Jean-Marc Wenger und Timo Metzger, der nicht mehr in Klingnau angestellt ist, sollen einen angemessenen Finderlohn von 10 Prozent respektive 5000 Franken erhalten – der Wert des Goldes ist mittlerweile auf zirka 100'000 Franken gesunken. Die letzte Gemeindeversammlung sprach sich dagegen mit Applaus, aber ohne Abstimmung für den Vorschlag eines Bürgers aus, den Finderlohn zu verdoppeln. Der Gemeinderat will sich im Sommer mit dem Vorschlag sowie mit der Frage befassen, was mit dem Erlös geschieht.

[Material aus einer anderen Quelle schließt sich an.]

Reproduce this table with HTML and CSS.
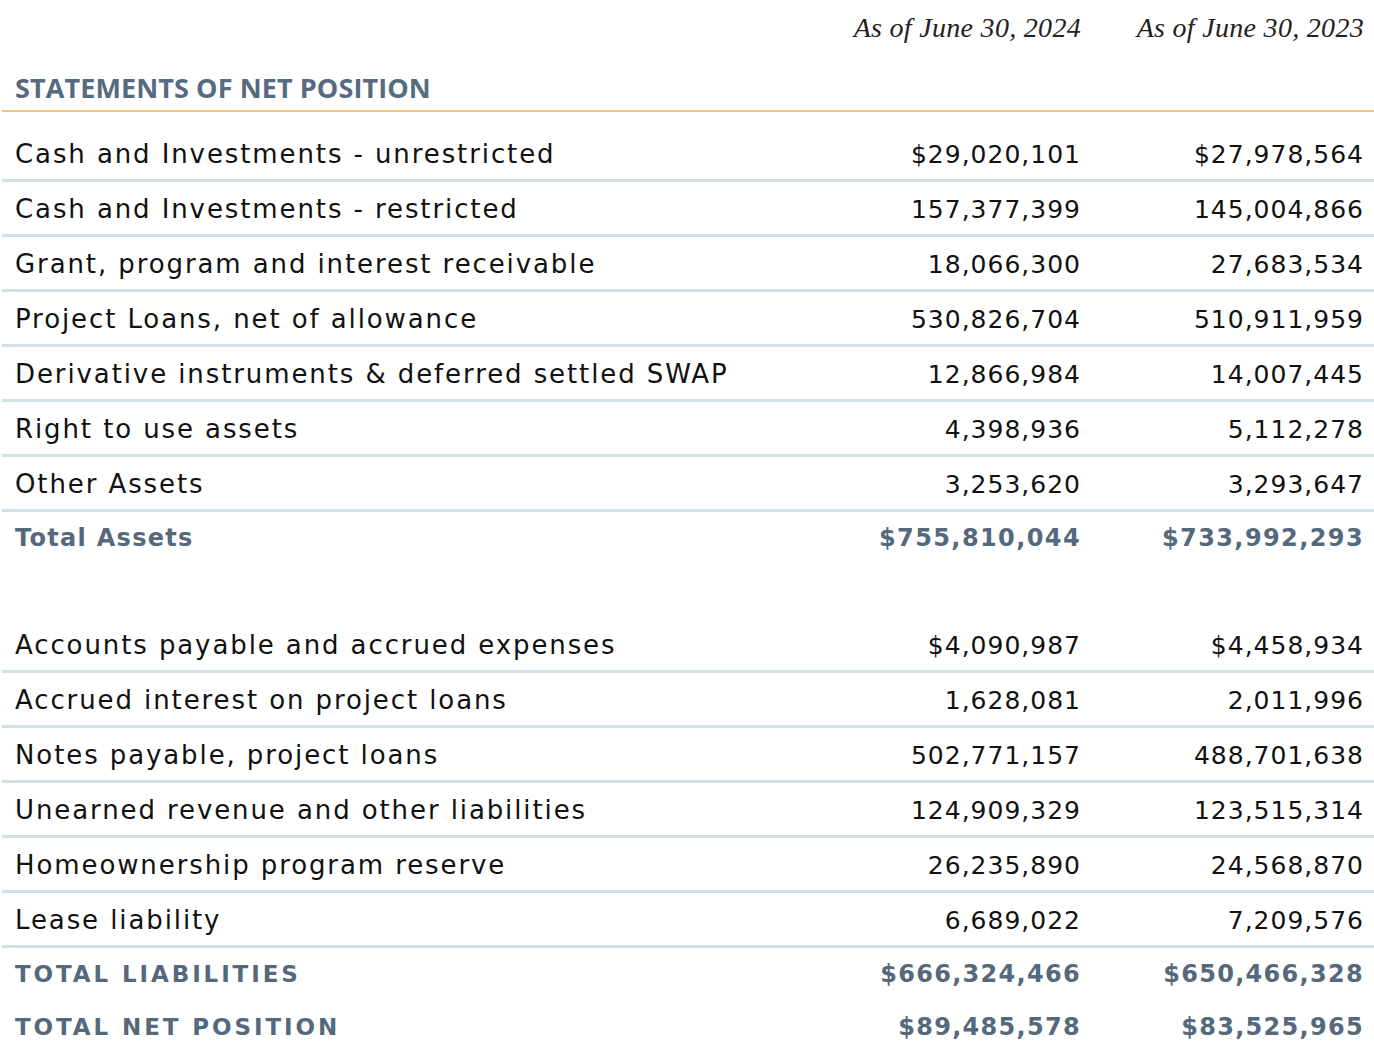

Die Juristen sind sich allerdings nicht einig. «Nur schon, weil ein klärendes Präjudiz fehlt, muss von einer offenen Rechtslage gesprochen», sagt Roger Rudolph, Arbeitsrechts-Experte und Lehrbeauftragter der Universität Zürich. Der Standpunkt der Gemeinde werde zwar durch den Basler Kommentar, eine Gesetzeserläuterung, gestützt. Obwohl Rudolph dort selbst als Co-Autor mitwirkte, verweist er auch auf den älteren Zürcher Kommentar, laut dem die Goldbarren den Gemeindemitarbeitern zustehen.
Rudolph sieht eine weitere Unwägbarkeit: «Das Obligationenrecht findet bei öffentlich-rechtlichen Anstellungen durch eine Gemeinde grundsätzlich gar keine Anwendung. Bei den Gemeinden kommen in der Regel eigene, kommunale Personalrechte zur Anwendung.» Ein solcher Fall ist allerdings weder im Klingnauer Personalreglement noch im Arbeitsvertrag der Gemeindemitarbeiter explizit geregelt.
Art. 321b
III. Rechenschafts- und Herausgabepflicht
1 Der Arbeitnehmer hat dem Arbeitgeber über alles, was er bei seiner vertraglichen Tätigkeit für diesen von Dritten erhält, wie namentlich Geldbeträge, Rechenschaft abzulegen und ihm alles sofort herauszugeben.
2 Er hat dem Arbeitgeber auch alles sofort herauszugeben, was er in Ausübung seiner vertraglichen Tätigkeit hervorbringt.
Beim Obligationenrecht hakt auch Roland Müller, Professor für Arbeitsrecht an den Universitäten Bern und St. Gallen, ein. Im Artikel 321b heisst es, dass der Arbeitnehmer dem Arbeitgeber alles, was er bei seiner vertraglichen Tätigkeit für diesen von Dritten erhält, sofort herauszugeben habe. «Die Arbeitnehmer haben aber nichts von einem Dritten erhalten – und schon gar nicht für die Gemeinde als Arbeitgeberin», hält Müller fest. «Auch Trinkgelder hätten sie behalten dürfen», erläutert der Rechtsprofessor.
Müller zieht eine Analogie zur rechtlichen Handhabung von Erfindungen: Wären die Mitarbeiter mit Metalldetektoren ausgerüstet auf die Suche geschickt worden, ginge der Fund, analog zur Auftragserfindung, an die Gemeinde. Müller würde hier aber von einem Gelegenheitsfund im Dienst sprechen, analog zur Gelegenheitserfindung. Entscheidend sei, ob die Gemeinde mit den Arbeitnehmern eine schriftliche Abrede in Arbeitsvertrag oder Personalreglement gemacht habe, «wonach sich die Arbeitgeberin den Erwerb von Erfindungen und Designs oder einem Fund ausbedingt, die vom Arbeitnehmer bei Ausübung seiner dienstlichen Tätigkeit, aber nicht in Erfüllung seiner vertraglichen Pflichten gemacht werden». Weil das nicht der Fall ist, legt sich Müller fest: «Die Gemeindemitarbeiter werden nach fünf Jahren Eigentümer der Goldbarren.»